Berlin.
The day after the reviews, the King, attended by his nephew, the Prince of Prussia, and the Hereditary Prince of Brunswick, set out for Magdeburg, where there is a camp of 15,000 men. He afterwards will proceed to Silesia, and his new acquired dominions in Poland, and is not expected at Potsdam for six weeks at least.
His Majesty makes the same circuit twice every year.—Surely no King in Europe can have such a thorough knowledge of his dominions and subjects as this monarch.—His absence from Berlin has made but little relaxation in the duty, and none in the discipline of the troops. The reviews were scarcely over, when field-days began. There are 1500 or 2000 of the troops belonging to this garrison, exercised in the park almost every morning, besides those who appear on the parade for the ordinary guards.
A review, such as that which I endeavoured to describe, is undoubtedly one of the finest shows that can be exhibited: but when a spectator of sensibility reflects on the means by which these poor fellows are brought to this wonderful degree of accuracy, he will pay a severe tax for this splendid exhibition.—The Prussian discipline on a general view is beautiful; in detail it is shocking.

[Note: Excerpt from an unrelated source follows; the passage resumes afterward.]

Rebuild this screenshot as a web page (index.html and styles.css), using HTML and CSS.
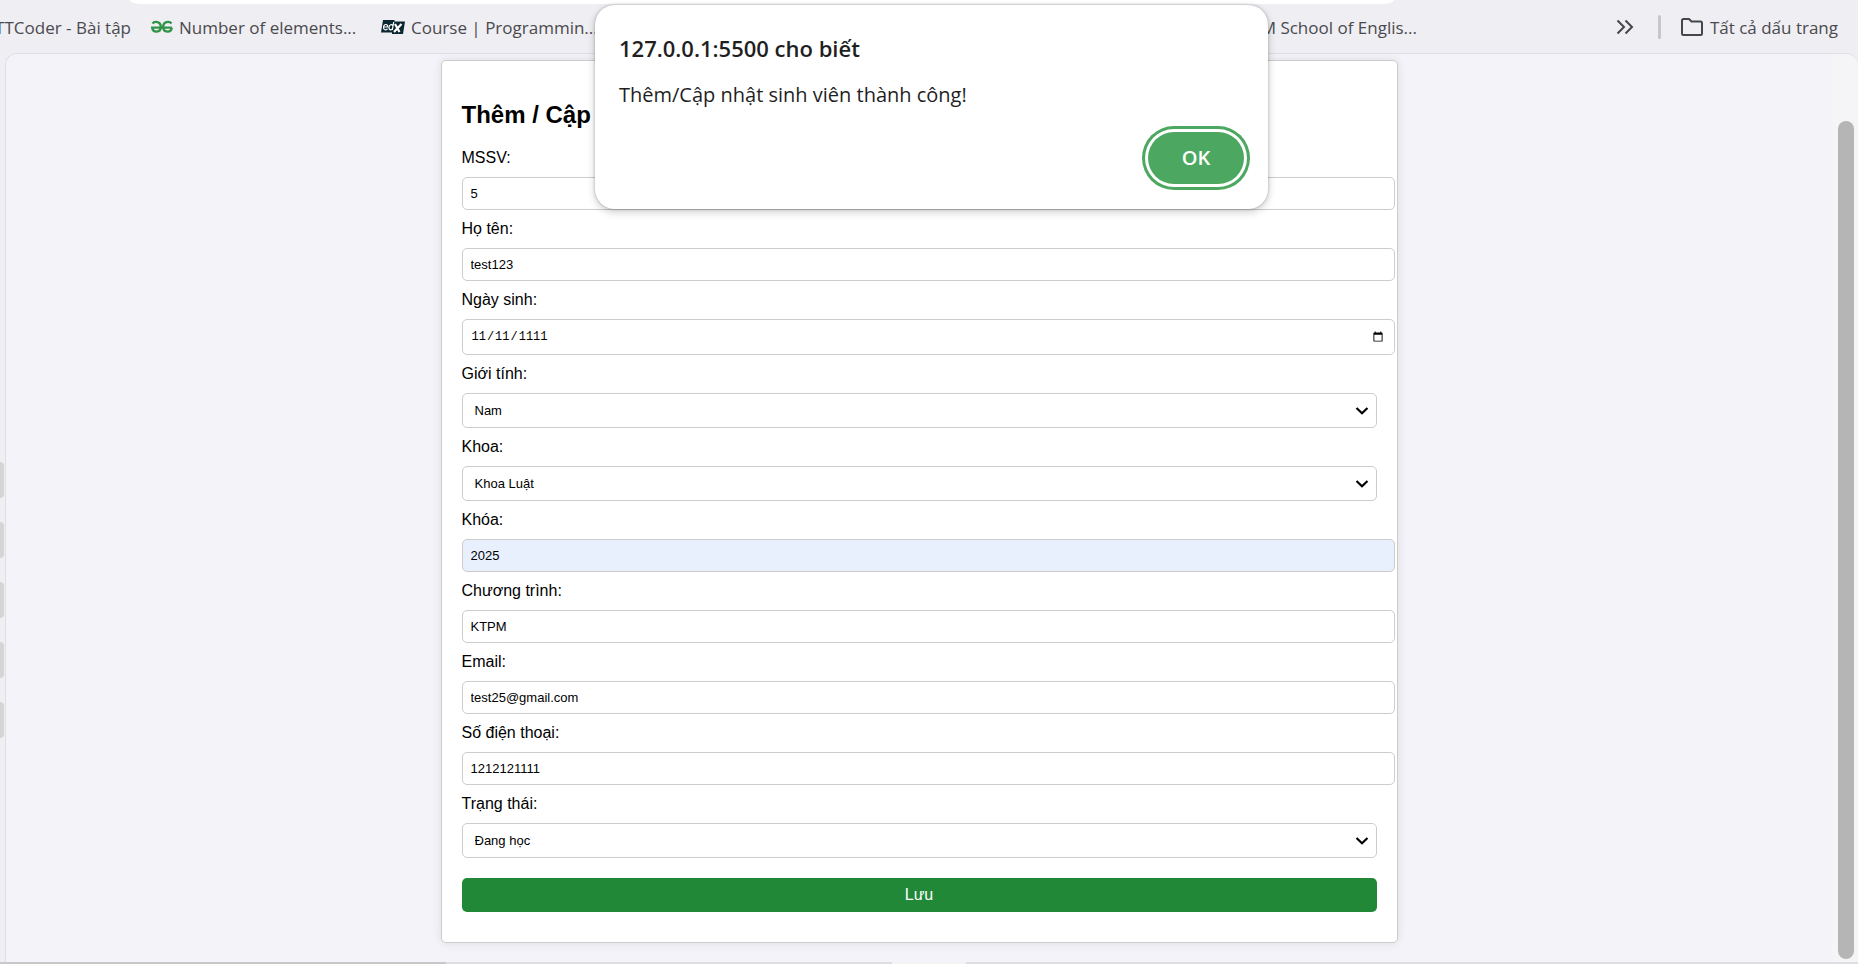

When the young rustic is brought to the regiment, he is at first treated with a degree of gentleness; he is instructed by words only how to walk, and to hold up his head, and to carry his firelock, and he is not punished, though he should not succeed in his earliest attempts:—they allow his natural aukwardness and timidity to wear off by degrees:—they seem cautious of confounding him at the beginning, or driving him to despair, and take care not to pour all the terrors of their discipline upon his astonished senses at once. When he has been a little familiarised to his new state, he is taught the exercise of the firelock, first alone, and afterwards with two or three of his companions. This is not entrusted to a corporal or serjeant; it is the duty of a subaltern officer. In the park at Berlin, every morning may be seen the Lieutenants of the different regiments exercising with the greatest assiduity, sometimes a single man, at other times three or four together; and now, if the young recruit shows neglect or remissness, his attention is roused by the officer’s cane, which is applied with augmenting energy, till he has acquired the full command of his firelock.—He is taught steadiness under arms, and the immobility of a statue;—he is informed, that all his members are to move only at the word of command, and not at his own pleasure;—that speaking, coughing, sneezing, are all unpardonable crimes; and when the poor lad is accomplished to their mind, they give him to understand, that now it is perfectly known what he can do, and therefore the smallest deficiency will be punished with rigour. And although he should destine every moment of his time, and all his attention, to cleaning his arms, taking care of his clothes, and practising the manual exercise, it is but barely possible for him to escape punishment; and if his captain happens to be of a capricious or cruel disposition, the ill-fated soldier loses the poor chance of that possibility.
As for the officers, they are not indeed subjected to corporal punishment, but they are obliged to bestow as unremitting attention on duty as the men. The subalterns are almost constantly on guard, or exercising the recruits: the Captain knows, that he will be blamed by his Colonel, and can expect no promotion, if his company be not as perfect as the others: the Colonel entirely loses the King’s favour if his regiment should fail in any particular: the General is answerable for the discipline of the brigade, or garrison, under his immediate command. The King will not be satisfied with the General’s report on that subject, but must examine every thing himself; so that from his Majesty, down to the common centinel, every individual is alert. And as the King, who is the chief spring and primum mobile of the whole, never relaxes, the faculties of every subordinate person are kept in constant exertion: the consequence of which is, that the Prussian army is the best disciplined, and the readiest for service at a minute’s warning, of any now in the world, or perhaps that ever was in it. Other monarchs have attempted to carry discipline to the same degree of perfection, and have begun this plan with astonishing eagerness. But a little time and new objects have blunted their keenness, and divided their attention. They have then delegated the execution to a commander in chief, he to another of inferior rank, and thus a certain degree of relaxation having once taken place, soon pervades the whole system; but the perseverance of the King of Prussia is without example, and is perhaps the most remarkable part of his extraordinary character.
That degree of exertion which a man of a vigorous mind is capable of making on some very important occasion, the King of Prussia has made for thirty years at a stretch, without permitting pleasure, indolence, disgust, or disappointment, to interrupt his plan for a single day.—And he has obliged every person through the various departments of his government to make, as far as their characters and strength could go, the same exertions.—I leave you to judge in what manner such a man must be served, and what he is capable of performing.